Commentator Charles Campbell's hollow arguments against free trade policies are all too common today ("Say goodbye to U.S. manufacturing jobs," June 16).
First, he incorrectly attributes the loss of jobs at Sparrows Point to free trade. In 1974 the U.S. steel industry produced 102 million metric tons of steel and employed 521,000 people. In 2013, the industry produced 79 million metric tons of steel and employed 196,000 people.
In other words, it takes 270,000 fewer people in 2013 to produce about the same amount of steel as was produced in 1974. In reality, the job losses were from gains in productivity, not free trade policies.
But let's look at Mr. Campbell's larger contention — that free trade policies are inherently bad.
In 1850, the French economist Frederic Bastiat wrote a famous paper titled "What is Seen and What is Not Seen." In it he describes a scene in which several townspeople are gathered in the square one morning lamenting a broken window that the baker's store suffered the night before.

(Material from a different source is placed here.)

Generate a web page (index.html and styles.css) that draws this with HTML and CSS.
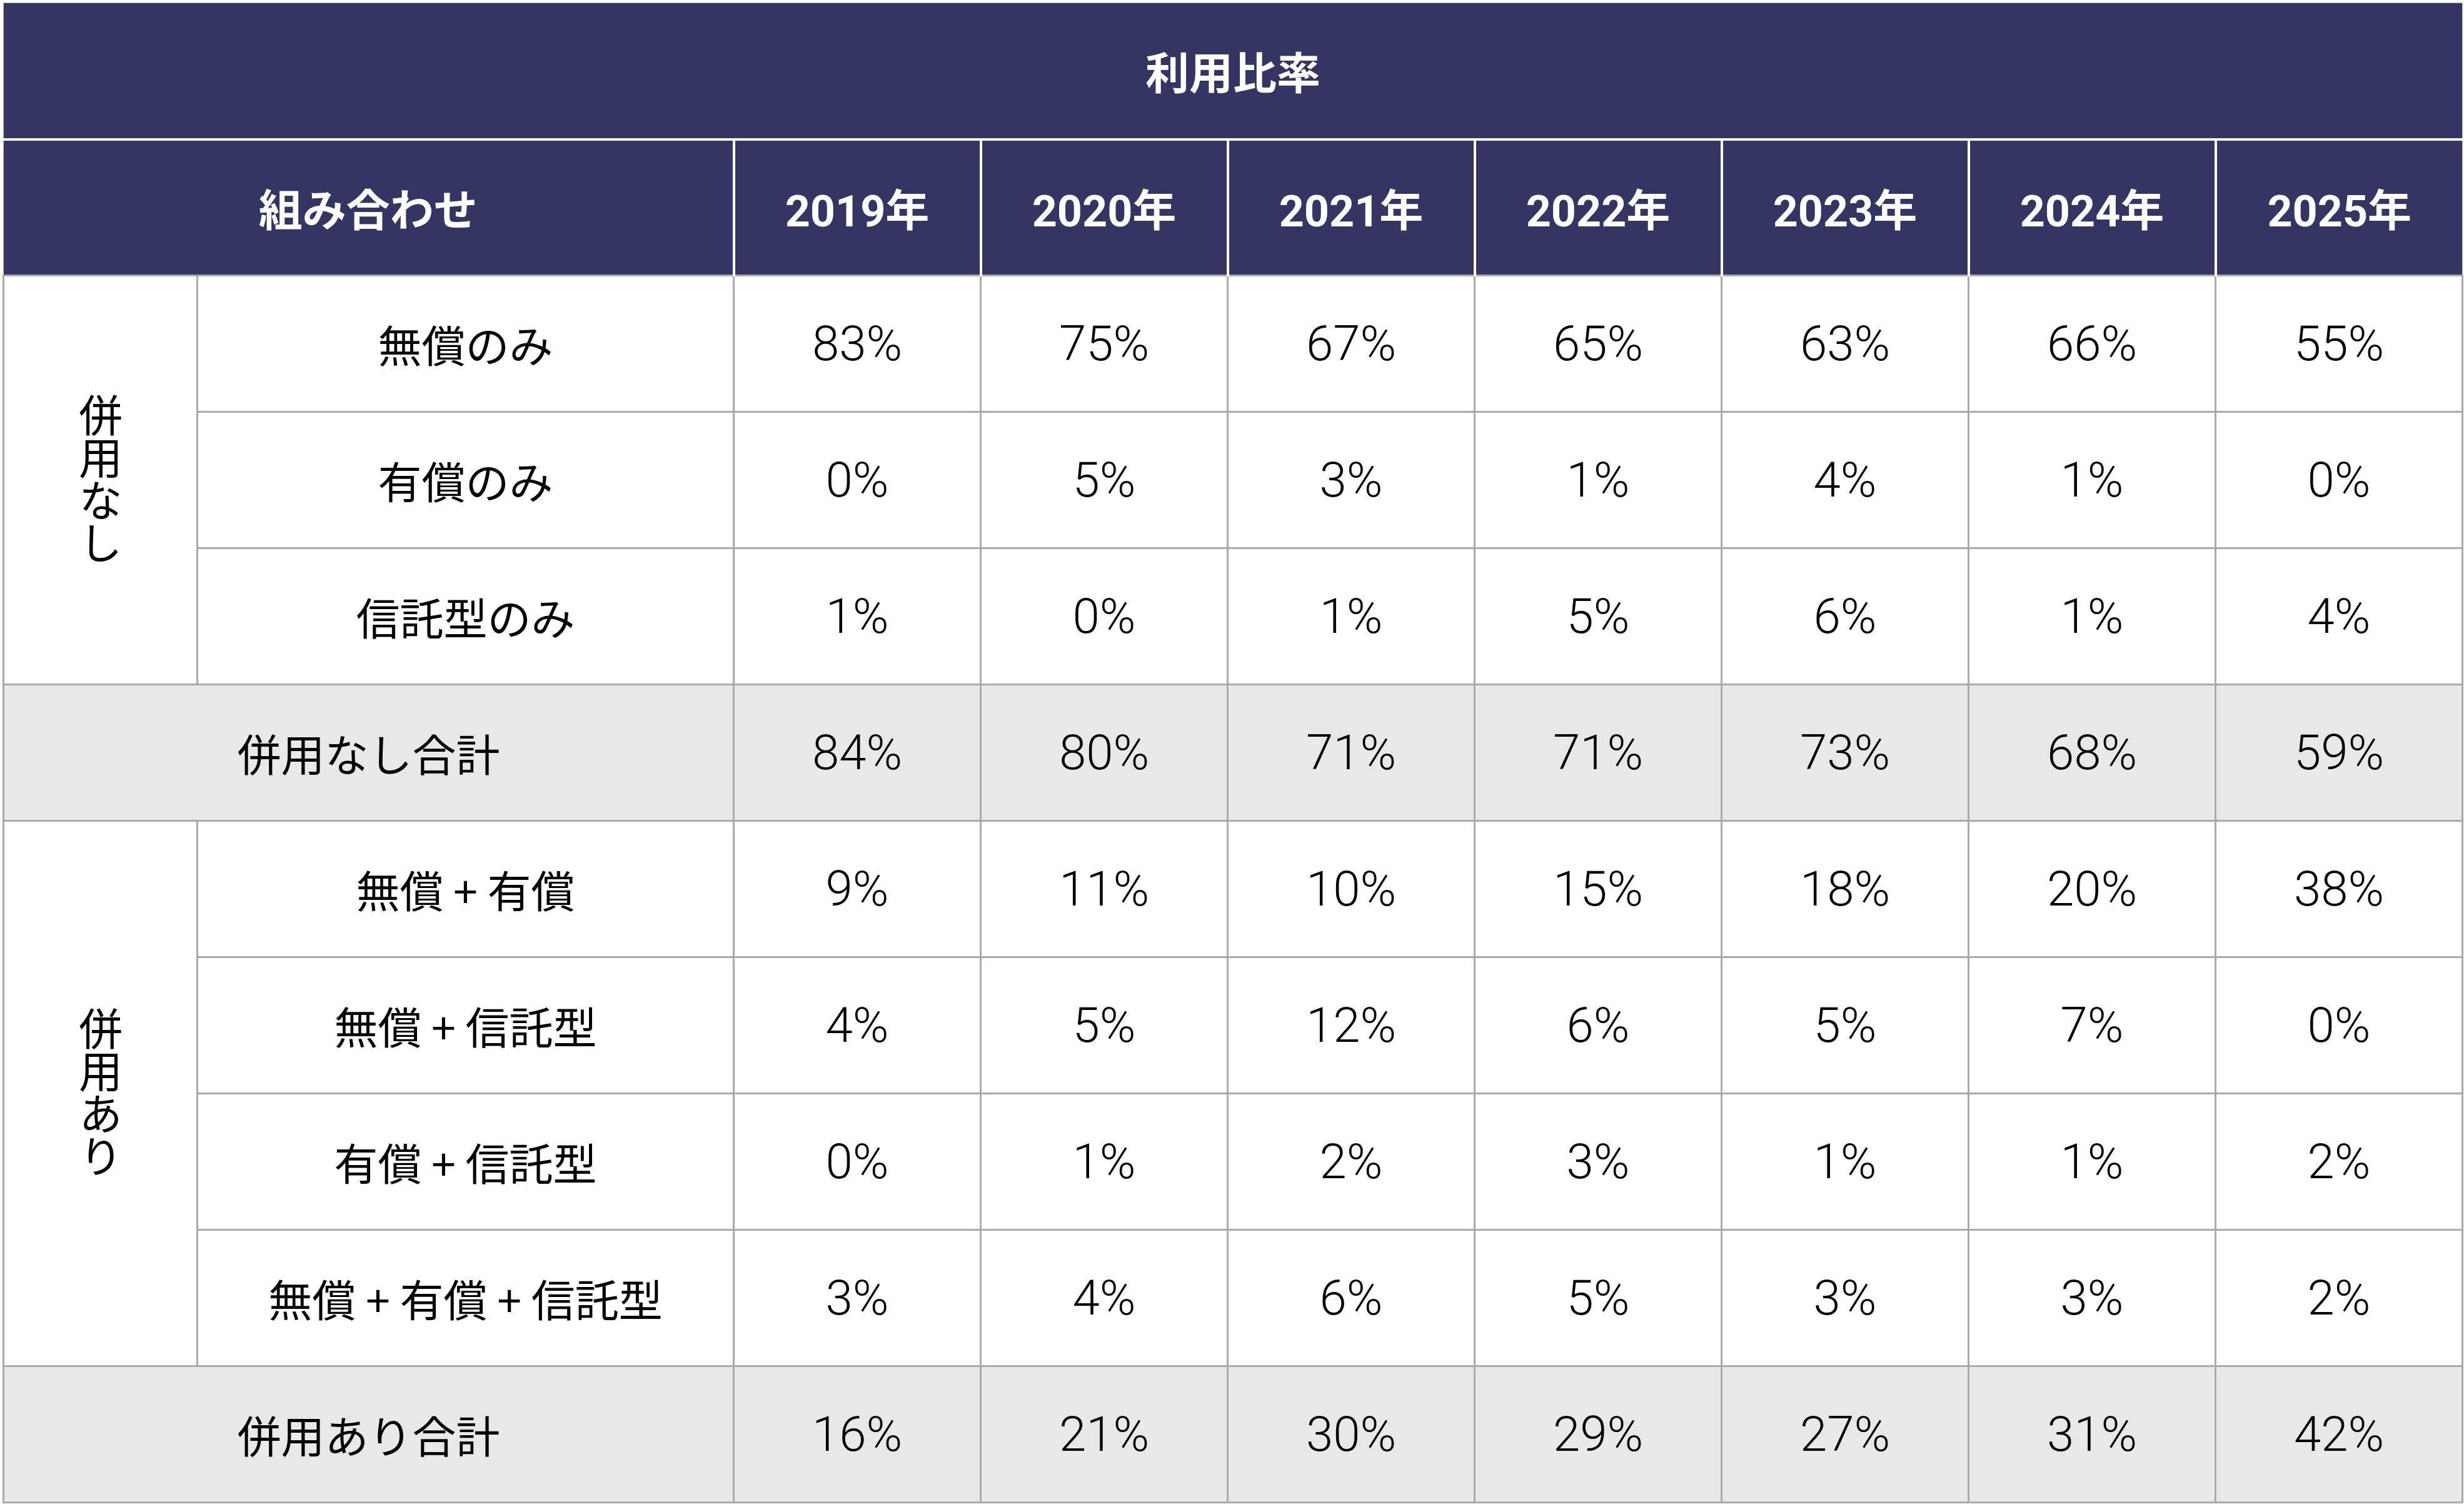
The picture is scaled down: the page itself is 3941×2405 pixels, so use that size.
FILE: index.html
```html
<!DOCTYPE html>
<html lang="ja">
<head>
<meta charset="utf-8">
<title>利用比率</title>
<link rel="stylesheet" href="styles.css">
</head>
<body>
<table class="ratio">
  <colgroup>
    <col class="c-group">
    <col class="c-sub">
    <col class="c-year"><col class="c-year"><col class="c-year"><col class="c-year"><col class="c-year"><col class="c-year"><col class="c-year">
  </colgroup>
  <thead>
    <tr class="title-row">
      <th colspan="9" class="title">利用比率</th>
    </tr>
    <tr class="head-row">
      <th colspan="2" class="head first">組み合わせ</th>
      <th class="head year">2019年</th>
      <th class="head year">2020年</th>
      <th class="head year">2021年</th>
      <th class="head year">2022年</th>
      <th class="head year">2023年</th>
      <th class="head year">2024年</th>
      <th class="head year last">2025年</th>
    </tr>
  </thead>
  <tbody>
    <tr>
      <th rowspan="3" class="group"><span class="vtext">併用なし</span></th>
      <td class="label">無償のみ</td>
      <td class="num">83%</td><td class="num">75%</td><td class="num">67%</td><td class="num">65%</td><td class="num">63%</td><td class="num">66%</td><td class="num">55%</td>
    </tr>
    <tr>
      <td class="label">有償のみ</td>
      <td class="num">0%</td><td class="num">5%</td><td class="num">3%</td><td class="num">1%</td><td class="num">4%</td><td class="num">1%</td><td class="num">0%</td>
    </tr>
    <tr>
      <td class="label">信託型のみ</td>
      <td class="num">1%</td><td class="num">0%</td><td class="num">1%</td><td class="num">5%</td><td class="num">6%</td><td class="num">1%</td><td class="num">4%</td>
    </tr>
    <tr class="total">
      <td colspan="2" class="label">併用なし合計</td>
      <td class="num">84%</td><td class="num">80%</td><td class="num">71%</td><td class="num">71%</td><td class="num">73%</td><td class="num">68%</td><td class="num">59%</td>
    </tr>
    <tr>
      <th rowspan="4" class="group"><span class="vtext">併用あり</span></th>
      <td class="label">無償 + 有償</td>
      <td class="num">9%</td><td class="num">11%</td><td class="num">10%</td><td class="num">15%</td><td class="num">18%</td><td class="num">20%</td><td class="num">38%</td>
    </tr>
    <tr>
      <td class="label">無償 + 信託型</td>
      <td class="num">4%</td><td class="num">5%</td><td class="num">12%</td><td class="num">6%</td><td class="num">5%</td><td class="num">7%</td><td class="num">0%</td>
    </tr>
    <tr>
      <td class="label">有償 + 信託型</td>
      <td class="num">0%</td><td class="num">1%</td><td class="num">2%</td><td class="num">3%</td><td class="num">1%</td><td class="num">1%</td><td class="num">2%</td>
    </tr>
    <tr>
      <td class="label">無償 + 有償 + 信託型</td>
      <td class="num">3%</td><td class="num">4%</td><td class="num">6%</td><td class="num">5%</td><td class="num">3%</td><td class="num">3%</td><td class="num">2%</td>
    </tr>
    <tr class="total">
      <td colspan="2" class="label">併用あり合計</td>
      <td class="num">16%</td><td class="num">21%</td><td class="num">30%</td><td class="num">29%</td><td class="num">27%</td><td class="num">31%</td><td class="num">42%</td>
    </tr>
  </tbody>
</table>
</body>
</html>
```

FILE: styles.css
```css
html, body {
  margin: 0;
  padding: 0;
  background: #ffffff;
}

body {
  padding: 4px 0 0 4px;
  font-family: "Noto Sans CJK JP", sans-serif;
  color: #000000;
}

.ratio {
  border-collapse: collapse;
  table-layout: fixed;
  width: 3935px;
}

.c-group { width: 310px; }
.c-sub { width: 858px; }
.c-year { width: 395px; }

.ratio th,
.ratio td {
  border: 3px solid #aaaaaa;
  padding: 0;
  text-align: center;
  vertical-align: middle;
}

.title-row { height: 218px; }
.head-row { height: 218px; }
.ratio tbody tr { height: 218px; }

.ratio thead th {
  background: #343563;
  color: #ffffff;
  border-color: #ffffff;
  border-width: 4px;
}

.ratio thead .title {
  font-family: "Noto Sans CJK JP", sans-serif;
  font-size: 70px;
  font-weight: 700;
  border-top: 1px solid #c4c4cc;
  border-left: 1px solid #c4c4cc;
  border-right: 1px solid #c4c4cc;
}

.ratio thead .head {
  font-size: 70px;
  font-weight: 700;
  border-bottom: 3px solid #aaaaaa;
}

.ratio thead .head.first {
  border-left: 1px solid #c4c4cc;
}

.ratio thead .head.last {
  border-right: 1px solid #c4c4cc;
}

.ratio thead .year {
  font-family: "Roboto", "Noto Sans CJK JP", sans-serif;
  font-size: 70px;
  font-weight: 700;
}

.group {
  font-weight: 400;
  background: #ffffff;
}

.vtext {
  display: inline-block;
  writing-mode: vertical-rl;
  text-orientation: upright;
  font-size: 70px;
  line-height: 1;
  letter-spacing: -2px;
}

.label {
  font-size: 70px;
  font-weight: 400;
}

.num {
  font-family: "Roboto", "Noto Sans CJK JP", sans-serif;
  font-size: 78px;
  font-weight: 300;
}

.total td {
  background: #e8e8e8;
}
```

After much pessimism one citizen says, "at least it will be work for the glazier." Then everyone disperses, feeling better about the situation.
What the citizens could see was the work created for the glazier, but what they could not see was the loss of business for the tailor. The baker had planned to buy a new suit that morning but instead he now had to spend the money he had saved up for the suit to repair the window.
Today we see jobs lost when products are moved overseas or are provided by foreign competitors. But what we don't see is the jobs created from the increased spending power of consumers who are able to buy those products at lower prices.
I understand how the steel union workers are better off with protectionist policies, but how do the rest us benefit when tariffs on steel raise the price of a new car by, say, $5,000?